# Puppy funtimes in San Diego area?



## pepperthepup (May 12, 2017)

I figured I'd see if there are any other puppies in the San Diego area (or grown dogs as well!) who'd be interested in meeting up now and then for playing and fun. My puppy, Pepper is 20 weeks old tomorrow and goes to a variety of daycares, both indoors and outdoors, so he's extremely well socialized. I'd love to find some local dog friends for him. He gets along with both puppies and adults.

I saw there's that great waterpark event in the fall (I hope that happens this year!) but figured it'd be great to check for more expanded socialization. Pepper is super social and has a lot of energy!

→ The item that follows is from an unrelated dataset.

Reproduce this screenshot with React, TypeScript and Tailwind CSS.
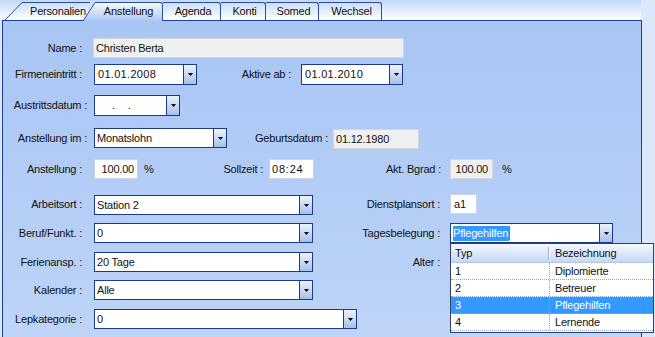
import React from "react";

function Arrow() {
  return (
    <svg width="5" height="3" viewBox="0 0 5 3">
      <path d="M0 0h5L2.5 3z" fill="#000" />
    </svg>
  );
}

function Combo({ className, children }: { className: string; children?: React.ReactNode }) {
  return (
    <div className={`flex border border-[#1b3a8a] bg-white ${className}`}>
      <div className="flex flex-1 items-center overflow-hidden whitespace-nowrap pl-[2px]">{children}</div>
      <div className="flex w-[13px] items-center justify-center border-l border-[#1b3a8a] bg-linear-to-b from-[#eef3fc] to-[#a6c0ea]">
        <Arrow />
      </div>
    </div>
  );
}

function Label({ className, children }: { className: string; children: React.ReactNode }) {
  return <div className={`whitespace-nowrap text-right ${className}`}>{children}</div>;
}

function Box({ className, children }: { className: string; children?: React.ReactNode }) {
  return <div className={`flex items-center whitespace-nowrap border ${className}`}>{children}</div>;
}

function InactiveTab({ w, children }: { w: string; children: React.ReactNode }) {
  return (
    <div
      className={`flex h-[18px] items-center justify-center rounded-tr-[3px] border-t border-r border-[#2b4b9c] pl-[3px] ${w}`}
    >
      {children}
    </div>
  );
}

export default function App() {
  return (
    <div className="relative h-[337px] w-[655px] overflow-hidden bg-[#dbe8fb] font-['Liberation_Sans',Arial,sans-serif] text-[11px] leading-none tracking-[-0.2px] text-[#111]">
      <div className="w-[642px]">
        {/* Tab strip */}
        <div className="flex h-[20px] w-[641px] items-start bg-linear-to-b from-[#c3d8f6] to-[#ffffff] pl-[5px] pt-[2px]">
          {/* Personalien */}
          <div className="flex h-[18px]">
            <svg width="17" height="18" viewBox="0 0 17 18">
              <line x1="0" y1="18" x2="17" y2="0.5" stroke="#2b4b9c" strokeWidth="1" />
            </svg>
            <div className="flex h-[18px] w-[68px] items-center border-t border-[#2b4b9c] pl-[8px]">Personalien</div>
          </div>
          {/* Anstellung (active) */}
          <div className="relative z-10 -ml-[7px] flex h-[19px]">
            <svg width="12" height="19" viewBox="0 0 12 19">
              <defs>
                <linearGradient id="actg" x1="0" y1="0" x2="0" y2="1">
                  <stop offset="0" stopColor="#f7faff" />
                  <stop offset="1" stopColor="#abc7f4" />
                </linearGradient>
              </defs>
              <polygon points="0,19 12,0 12,19" fill="url(#actg)" />
              <line x1="0" y1="19" x2="12" y2="0.5" stroke="#2b4b9c" strokeWidth="1" />
            </svg>
            <div className="flex h-[19px] w-[68px] items-center justify-center rounded-tr-[3px] border-t border-r border-[#2b4b9c] bg-linear-to-b from-[#f7faff] to-[#abc7f4] pb-[1px]">
              Anstellung
            </div>
          </div>
          <InactiveTab w="w-[58px]">Agenda</InactiveTab>
          <InactiveTab w="w-[45px]">Konti</InactiveTab>
          <InactiveTab w="w-[53px]">Somed</InactiveTab>
          <InactiveTab w="w-[63px]">Wechsel</InactiveTab>
        </div>

        {/* Panel */}
        <div className="ml-[2px] flex h-[330px] w-[640px] flex-col border border-[#1d3f9e] bg-linear-to-b from-[#a8c5f4] to-[#bfd5f8]">
          {/* Name */}
          <div className="mt-[17px] flex h-[20px] items-center">
            <Label className="w-[90px] pr-[11px]">Name :</Label>
            <Box className="h-[20px] w-[311px] border-[#d3d6dc] bg-[#f0f0f0] pl-[2px]">Christen Berta</Box>
          </div>

          {/* Firmeneintritt / Aktive ab */}
          <div className="mt-[6px] flex h-[21px] items-center">
            <Label className="w-[91px] pr-[12px]">Firmeneintritt :</Label>
            <Combo className="h-[21px] w-[103px]">
              <span className="pl-[1px] tracking-[0.3px]">01.01.2008</span>
            </Combo>
            <Label className="w-[104px] pr-[10px]">Aktive ab :</Label>
            <Combo className="h-[21px] w-[102px]">
              <span className="pl-[1px] tracking-[0.3px]">01.01.2010</span>
            </Combo>
          </div>

          {/* Austrittsdatum */}
          <div className="mt-[10px] flex h-[21px] items-center">
            <Label className="w-[91px] pr-[7px]">Austrittsdatum :</Label>
            <Combo className="h-[21px] w-[86px]">
              <span className="pl-[15px]">.</span>
              <span className="pl-[13px]">.</span>
            </Combo>
          </div>

          {/* Anstellung im / Geburtsdatum */}
          <div className="mt-[12px] flex h-[21px] items-center">
            <Label className="w-[91px] pr-[7px]">Anstellung im :</Label>
            <Combo className="h-[20px] w-[133px] self-start">Monatslohn</Combo>
            <Label className="w-[106px] pr-[5px]">Geburtsdatum :</Label>
            <Box className="mt-[1px] h-[20px] w-[86px] border-[#d3d6dc] bg-[#f0f0f0] pl-[2px]">01.12.1980</Box>
          </div>

          {/* Anstellung / Sollzeit / Akt. Bgrad */}
          <div className="mt-[10px] flex h-[20px] items-center">
            <Label className="w-[91px] pr-[12px]">Anstellung :</Label>
            <Box className="h-[20px] w-[44px] justify-end border-[#c9d3e4] bg-white pr-[3px]">100.00</Box>
            <span className="w-[20px] pl-[6px]">%</span>
            <Label className="w-[111px] pr-[6px]">Sollzeit :</Label>
            <Box className="h-[20px] w-[45px] border-[#c9d3e4] bg-white pl-[2px]">
              <span className="tracking-[0.8px]">08:24</span>
            </Box>
            <Label className="w-[136px] pr-[9px]">Akt. Bgrad :</Label>
            <Box className="h-[20px] w-[43px] justify-end border-[#d3d6dc] bg-[#f0f0f0] pr-[4px]">100.00</Box>
            <span className="pl-[9px]">%</span>
          </div>

          {/* Arbeitsort / Dienstplansort */}
          <div className="mt-[15px] flex h-[21px] items-center">
            <Label className="w-[91px] pr-[12px]">Arbeitsort :</Label>
            <Combo className="mt-[1px] h-[20px] w-[219px]">Station 2</Combo>
            <Label className="w-[137px] pr-[10px]">Dienstplansort :</Label>
            <Box className="h-[20px] w-[27px] self-start border-[#c9d3e4] bg-white pl-[3px]">a1</Box>
          </div>

          {/* Beruf / Tagesbelegung */}
          <div className="mt-[8px] flex h-[20px] items-center">
            <Label className="w-[91px] pr-[12px]">Beruf/Funkt. :</Label>
            <Combo className="h-[20px] w-[219px]">0</Combo>
            <Label className="w-[137px] pr-[10px]">Tagesbelegung :</Label>
            <Combo className="h-[20px] w-[163px]">
              <span className="flex h-[15px] items-center bg-[#3399ff] pr-[1px] text-white">Pflegehilfen</span>
              <span className="h-[14px] w-[1px] bg-[#c8641e]" />
            </Combo>
          </div>

          {/* Ferienansp / Alter */}
          <div className="mt-[9px] flex h-[20px] items-center">
            <Label className="w-[91px] pr-[12px]">Ferienansp. :</Label>
            <Combo className="h-[20px] w-[219px]">20 Tage</Combo>
            <Label className="w-[137px] pr-[10px]">Alter :</Label>
          </div>

          {/* Kalender */}
          <div className="mt-[8px] flex h-[20px] items-center">
            <Label className="w-[91px] pr-[12px]">Kalender :</Label>
            <Combo className="h-[20px] w-[219px]">Alle</Combo>
          </div>

          {/* Lepkategorie */}
          <div className="mt-[9px] flex h-[20px] items-center">
            <Label className="w-[91px] pr-[12px]">Lepkategorie :</Label>
            <Combo className="h-[20px] w-[263px]">0</Combo>
          </div>
        </div>
      </div>

      {/* Dropdown list overlay */}
      <div className="absolute left-[450px] top-[243px] flex h-[90px] w-[204px] flex-col border border-[#33415e] bg-white">
        <div className="flex h-[19px] items-center border-b border-[#b5c6e2] bg-linear-to-b from-[#f6f9fe] to-[#c6d8f4]">
          <div className="w-[97px] pl-[4px] text-[11px]">Typ</div>
          <div className="h-[13px] w-[1px] bg-[#9fb2d2]" />
          <div className="h-[13px] w-[1px] bg-white" />
          <div className="pl-[5px]">Bezeichnung</div>
        </div>
        {[
          ["1", "Diplomierte", false],
          ["2", "Betreuer", false],
          ["3", "Pflegehilfen", true],
          ["4", "Lernende", false],
        ].map(([n, name, sel]) => (
          <div
            key={n as string}
            className={`flex h-[17px] items-center border-b border-dotted border-[#8ea7d3] ${
              sel ? "bg-[#3399ff] text-white" : ""
            }`}
          >
            <div className="flex h-full w-[99px] items-center border-r border-dotted border-[#8ea7d3] pl-[4px]">
              {n as string}
            </div>
            <div className="pl-[5px]">{name as string}</div>
          </div>
        ))}
      </div>
    </div>
  );
}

Anyone in the area? We could meet at a beach or park or even in a yard. Local friends are the best!


----------



## oilpony (Jun 23, 2017)

I live in Valley Center (North SDC). I just got a 10wk old Golden (he is cream/white) last week. First retriever. What a different, thoughtful and considerate breed!!!!!!! I've had some really high drive dogs, so I am loving the drop in intensity! Still need to name him  

Have you been to Solana beach? I also have a 2 year-old shep/husky that is a play champion. We go to Solana a lot! We are going tomorrow sometime. We would love a local regular doggy buddy for the boys!!!! I live in Valley Center. And, we're on 20 acres fenced in so there's room to run here too.. 

I heard about the water park event. I only remembered it reading your post. Gotta get in on that!!!!!!


----------



## CashStringer (Aug 17, 2015)

I'm in Orange County (a little far away!!) but there is an Instagram group called SocalGoldenRetrievers and they post Golden Retriever meet-ups ... they're starting to do some in the San Diego area! Hope that helps and welcome to the forum!


----------